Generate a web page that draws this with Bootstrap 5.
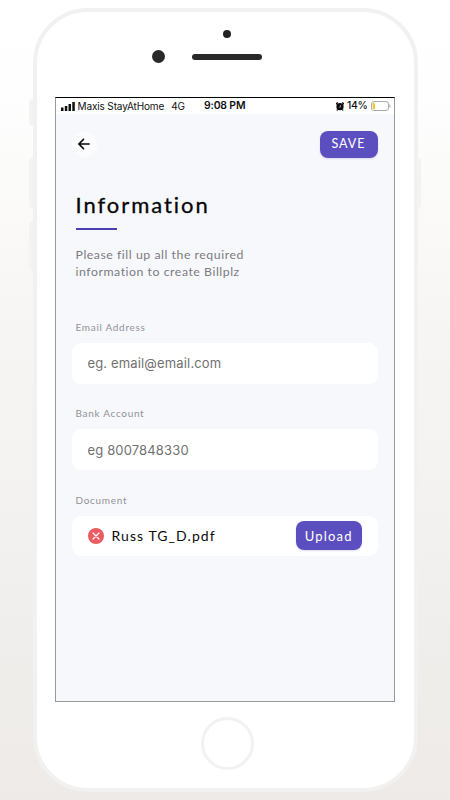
<!DOCTYPE html>
<html lang="en">
<head>
<meta charset="utf-8">
<meta name="viewport" content="width=device-width, initial-scale=1">
<title>Information</title>
<link href="https://cdn.jsdelivr.net/npm/bootstrap@5.3.0/dist/css/bootstrap.min.css" rel="stylesheet">
<style>
body{width:450px;height:800px;background:linear-gradient(#fff 0,#fefefe 90px,#f7f6f4 310px,#f2f1ef 530px,#edeae7 800px);font-family:Lato,"Liberation Sans",sans-serif;padding:8px 0 0 33px}
.phone{width:385px;height:784px;border:4px solid #f1f1f1;border-radius:55px;background:#fff}
.side-key{width:4px;background:#f3f3f2}
.key-l{left:-8px}.key-r{right:-7px}
.k1{top:87px;height:27px}.k2{top:146px;height:50px}.k3{top:209px;height:50px}
.face{height:85px}
.dot-a{width:8px;height:8px;background:#222;margin:18px auto 0;position:relative;left:1.5px}
.dot-b{width:13px;height:13px;background:#292929;margin-left:114.500px}
.speaker{width:70px;height:6px;background:#292929;margin-left:27.500px}
.screen{width:340px;height:605px;margin-left:17.500px;border:1px solid #999;border-top-color:#000;background:#f7f8fc}
.status{height:16px;background:#fff;font:500 10.4px/16px Inter,sans-serif;color:#111;padding:0 3px 0 5px;white-space:nowrap}
.st-net{width:143.500px}.st-time{font-weight:600;letter-spacing:-.15px}
.st-name{font-size:10px;font-weight:400;letter-spacing:-.13px}
.gap-a{margin-left:3px}.gap-b{margin-left:7px}
.pct{letter-spacing:-.3px}
.top-row{height:28px;margin-top:16px;padding:0 16px}
.back{width:25px;height:25px;background:#fcfcff}
.act{--bs-btn-color:#fff;--bs-btn-bg:#5b4fbf;--bs-btn-border-color:#5b4fbf;--bs-btn-hover-bg:#5144b1;--bs-btn-hover-color:#fff;padding:0;border:0;border-radius:8px;box-shadow:0 1px 2px #5b4fbf33}
.save{width:58px;height:27px;font-size:12.5px;line-height:24px;letter-spacing:1px}
.upload{width:65.500px;height:29px;font-size:13px;line-height:26px;letter-spacing:1.2px}
.content{padding:31px 16px 0}
.title{font-size:22px;line-height:32px;letter-spacing:1.95px;font-weight:400;color:#060606;margin:0 0 7px 4px;-webkit-text-stroke:.3px #060606}
.rule{width:41px;height:2px;background:#4c40b0;margin-left:4px}
.intro{font-size:12.3px;line-height:16.500px;letter-spacing:.53px;color:#7b7b80;margin:17px 0 0 4px}
.fields{padding-top:38.500px}
.lbl{font-size:10px;line-height:16px;letter-spacing:.69px;color:#929297;margin:0 0 8px 4px;display:block}
.field{height:41px;border:0;border-radius:9px;background:#fff;font:400 13px Inter,sans-serif;padding:0 16px;width:306px;letter-spacing:.15px}
.field::placeholder{color:#717171;opacity:1}
.field-group{margin-bottom:21.500px}
.file{width:306px;height:40px;border-radius:9px;background:#fff;padding:0 16px}
.fname{font-size:14px;letter-spacing:1.07px;color:#0b0b0b;margin-top:-1px}
.home{width:53px;height:53px;border:3px solid #f2f2f2;margin:15px 0 0 164px}
</style>
<script src="https://cdn.jsdelivr.net/npm/bootstrap@5.3.0/dist/js/bootstrap.bundle.min.js"></script>
</head>
<body class="overflow-hidden">
<div class="phone position-relative">
  <i class="side-key key-l k1 position-absolute rounded-start"></i>
  <i class="side-key key-l k2 position-absolute rounded-start"></i>
  <i class="side-key key-l k3 position-absolute rounded-start"></i>
  <i class="side-key key-r k2 position-absolute rounded-end"></i>
  <div class="face overflow-hidden">
    <div class="dot-a rounded-circle"></div>
    <div class="d-flex align-items-center mt-2 pt-1">
      <div class="dot-b rounded-circle"></div><div class="speaker rounded-pill"></div>
    </div>
  </div>
  <main class="screen">
    <div class="status d-flex align-items-center">
      <div class="st-net d-flex align-items-center">
        <svg width="14" height="9" fill="#111"><path d="M0 5.500h2.500V9H0zM3.800 4h2.500v5H3.800zM7.500 2h2.500v7H7.500zM11.300 0h2.500v9h-2.500z"/></svg>
        <span class="st-name gap-a">Maxis StayAtHome</span><span class="st-name gap-b">4G</span>
      </div>
      <span class="st-time">9:08 PM</span>
      <div class="d-flex align-items-center ms-auto">
        <svg width="8" height="9" viewBox="0 0 8 9"><circle cx="4" cy="4.700" r="3.600" fill="#080808"/><path d="M0 2.300 1.700.5M8 2.300 6.300.5M1.500 7.500 1 8.500M6.500 7.500 7 8.500" stroke="#080808" stroke-width="1.400"/><path d="M4.600 2.900v2.200H2.800" fill="none" stroke="#bbb" stroke-width=".7"/></svg>
        <span class="pct gap-a">14%</span>
        <svg class="gap-a" width="20" height="10" viewBox="0 0 20 10"><rect x=".5" y=".5" width="17" height="9" rx="2.500" fill="#fff" stroke="#aaa"/><rect x="1.700" y="2" width="2.300" height="6" rx=".6" fill="#fbc52d"/><path d="M18.700 3.500q1 1.500 0 3z" fill="#aaa" stroke="#aaa" stroke-width=".5"/></svg>
      </div>
    </div>
    <header class="top-row d-flex align-items-center justify-content-between">
      <a href="#" class="back rounded-circle d-flex align-items-center justify-content-center" aria-label="Back"><svg width="12" height="12" viewBox="0 0 12 12" fill="none" stroke="#080808" stroke-width="1.500"><path d="M11.700 6H1M6 .9.900 6 6 11.100"/></svg></a>
      <button class="btn act save">SAVE</button>
    </header>
    <div class="content">
      <h1 class="title">Information</h1>
      <div class="rule"></div>
      <p class="intro">Please fill up all the required<br>information to create Billplz</p>
      <form class="fields">
        <div class="field-group"><label class="lbl" for="email">Email Address</label>
        <input id="email" class="form-control field" placeholder="eg. email@email.com"></div>
        <div class="field-group"><label class="lbl" for="bank">Bank Account</label>
        <input id="bank" class="form-control field" placeholder="eg 8007848330"></div>
        <div><span class="lbl">Document</span>
        <div class="file d-flex align-items-center">
          <svg width="16" height="16" viewBox="0 0 16 16"><circle cx="8" cy="8" r="8" fill="#ec5b62"/><path d="m5 5 6 6m0-6-6 6" stroke="#fff" stroke-width="1.300" stroke-linecap="round"/></svg>
          <span class="fname ms-2">Russ TG_D.pdf</span>
          <button type="button" class="btn act upload ms-auto">Upload</button>
        </div></div>
      </form>
    </div>
  </main>
  <div class="home rounded-circle"></div>
</div>
</body>
</html>
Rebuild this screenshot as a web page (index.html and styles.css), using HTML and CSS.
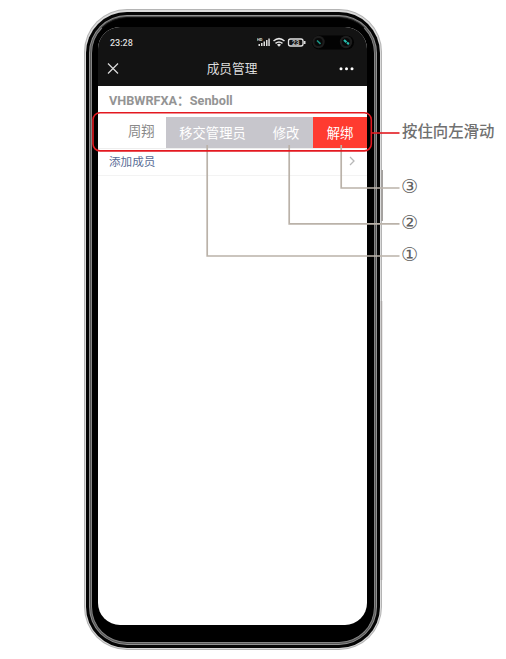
FILE: index.html
```html
<!DOCTYPE html>
<html lang="zh-CN">
<head>
<meta charset="utf-8">
<title>成员管理</title>
<link rel="stylesheet" href="styles.css">
</head>
<body>
<main class="stage">
  <div class="rim"><div class="shine"><div class="edge"><div class="metal"><div class="groove"><div class="bezel">
    <div class="screen">
      <header class="top">
        <div class="status">
          <span class="time">23:28</span>
          <svg class="sys" width="100" height="18" viewBox="0 0 100 18">
            <rect x="55" y="1.500" width="42" height="14" rx="7" fill="#030303"/>
            <g fill="#ddd">
              <rect x="1.500" y="10" width="1.500" height="2"/><rect x="4" y="9" width="1.500" height="3"/><rect x="6.500" y="7.500" width="1.500" height="4.500"/><rect x="9" y="6" width="1.500" height="6"/><rect x="11.300" y="4.500" width="1.500" height="7.500"/>
            </g>
            <text x="0" y="7" class="hd">HD</text>
            <g fill="none" stroke="#e4e4e4" stroke-width="1.500">
              <path d="M16.500 7Q22 2.200 27.500 7M18.500 9.300Q22 6.500 25.500 9.300"/>
              <path d="M20 10.700L22 12.700L24 10.700Q22 9 20 10.700Z" fill="#e4e4e4" stroke="none"/>
              <rect x="31.500" y="5" width="14.500" height="7" rx="2" stroke-width="1.300"/>
            </g>
            <rect x="46.700" y="7" width="1.800" height="3" fill="#ddd"/>
            <text x="35" y="10.800" class="pct">23</text>
            <circle cx="61.500" cy="8" r="6.200" fill="#1d1d1d"/><circle cx="61.500" cy="8" r="4" fill="#080808"/>
            <path d="M60 6.500L63.500 9.800" stroke="#1c9485" stroke-width="1.600"/>
            <circle cx="89" cy="8" r="6.200" fill="#1d1d1d"/><circle cx="89" cy="8" r="4" fill="#080808"/>
            <path d="M87 6L89.500 8.300M90 8.800L92 10" stroke="#25bdae" stroke-width="2.200"/>
          </svg>
        </div>
        <div class="nav">
          <svg width="12" height="12" viewBox="0 0 12 12"><path d="M1 .5L11 10.500M11 .5L1 10.500" stroke="#ddd" stroke-width="1.200"/></svg>
          <h1>成员管理</h1>
          <svg width="15" height="4" viewBox="0 0 15 4" fill="#fff"><circle cx="2" cy="1.700" r="1.500"/><circle cx="7.500" cy="1.700" r="1.500"/><circle cx="13" cy="1.700" r="1.500"/></svg>
        </div>
      </header>
      <h2 class="group">VHBWRFXA：Senboll</h2>
      <div class="member">
        <span class="name">周翔</span>
        <span class="action transfer">移交管理员</span>
        <span class="action edit">修改</span>
        <span class="action unbind">解绑</span>
      </div>
      <div class="add"><span>添加成员</span>
        <svg width="6" height="10" viewBox="0 0 6 10"><path d="M1 1L5 5L1 9" fill="none" stroke="#b8b8b8" stroke-width="1.300"/></svg>
      </div>
    </div>
  </div></div></div></div></div></div>
  <aside class="notes">
    <p class="hint">按住向左滑动</p>
    <p class="num n3">③</p>
    <p class="num n2">②</p>
    <p class="num n1">①</p>
  </aside>
  <svg class="callouts" width="506" height="659" viewBox="0 0 506 659" fill="none">
    <path d="M382 170V221" stroke="#a5a2a0" stroke-width="2"/>
    <path d="M381.500 301V580" stroke="#aaa7a6" stroke-width="1.500"/>
    <g stroke="#bab2a9" stroke-width="1.700">
      <path d="M341.200 145V188H399.500"/><path d="M289.200 145V223.800H399.500"/><path d="M207.200 145V256H399.500"/>
    </g>
    <g stroke="#e31920" stroke-width="1.600">
      <rect x="93" y="112.700" width="278.300" height="38.200" rx="7"/><path d="M371.500 133H399.500"/>
    </g>
  </svg>
</main>
</body>
</html>
```
FILE: styles.css
```css
* { box-sizing: border-box; }
body { margin: 0; background: #fff; font-family: Roboto, "Noto Sans CJK SC", sans-serif; }
h1, h2, p { margin: 0; font-weight: 400; }
.stage { position: relative; display: flex; width: 506px; height: 659px; padding: 9px 0 0 84px; overflow: hidden; }
.rim { flex: none; width: 298px; height: 641px; padding: 1px; border-radius: 43px; background: #b4b4b4; }
.shine { height: 100%; padding: 2px 1px 1px; border-radius: 42px; background: #dcdcdc; }
.edge { height: 100%; padding: 3px; border-radius: 41px; background: #050505; }
.metal { height: 100%; padding: 1px; border-radius: 38px; background: #929292; }
.groove { height: 100%; padding: 1px; border-radius: 37px; background: #555; }
.bezel { height: 100%; padding: 9px 7px 17px 6px; border-radius: 36px; background: #000; border: 1px solid #858585; border-top-color: #111; }
.screen { height: 100%; background: #fff; border-radius: 22px; overflow: hidden; }
.top { height: 59px; background: #131313; color: #ddd; }
.status { display: flex; height: 30px; padding: 7px 10px 0 12px; justify-content: space-between; }
.time { font-size: 9px; line-height: 18px; font-weight: 500; }
.sys { flex: none; }
.hd { font: 700 4px Roboto, sans-serif; fill: #ddd; }
.pct { font: 700 6.500px Roboto, sans-serif; fill: #bbb; }
.nav { display: flex; height: 24px; padding: 0 13px 0 9px; align-items: center; justify-content: space-between; }
.nav h1 { padding-left: 6px; font-size: 12.700px; line-height: 20px; }
.group { height: 28px; padding-left: 11px; font-size: 12.700px; line-height: 29px; font-weight: 700; color: #949494; white-space: nowrap; }
.member { display: flex; height: 35px; padding-top: 3px; font-size: 13.300px; line-height: 31px; color: #8a8a8a; border-bottom: 1px solid #eee; }
.name { width: 68px; padding-left: 30px; line-height: 29px; }
.action { height: 31px; background: #c7c6cc; color: #fff; line-height: 33px; text-align: center; }
.transfer { width: 93px; }
.edit { width: 54px; }
.unbind { flex: 1; background: #ff3b30; }
.add { display: flex; height: 27px; padding: 0 12px 2px 11px; align-items: center; justify-content: space-between; font-size: 11.600px; color: #576b95; border-bottom: 1px solid #f3f3f3; }
.notes { padding: 111px 0 0 19px; color: #707070; font-family: "Noto Sans CJK SC", sans-serif; }
.hint { padding-left: 1px; font-size: 15.400px; line-height: 20px; font-weight: 500; white-space: nowrap; }
.num { font-family: "DejaVu Sans", sans-serif; font-size: 19px; line-height: 20px; color: #606060; }
.n3 { margin-top: 36px; }
.n2 { margin-top: 16px; }
.n1 { margin-top: 12px; }
.callouts { position: absolute; left: 0; top: 0; pointer-events: none; }
```
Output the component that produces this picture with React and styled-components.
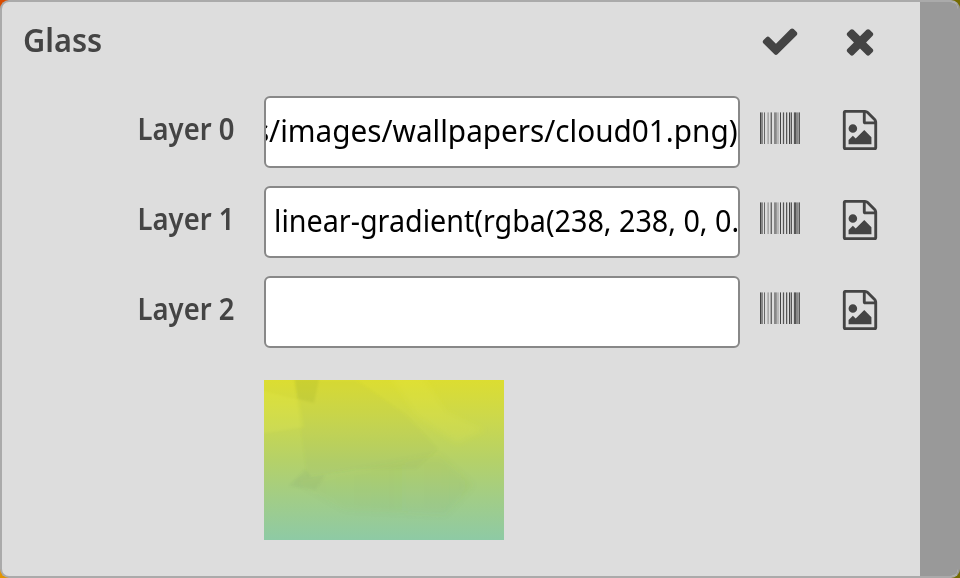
*-*-*
## Task to carry out
Count the lines of these entries that hold the string "index", and give only that number.

## Reply
2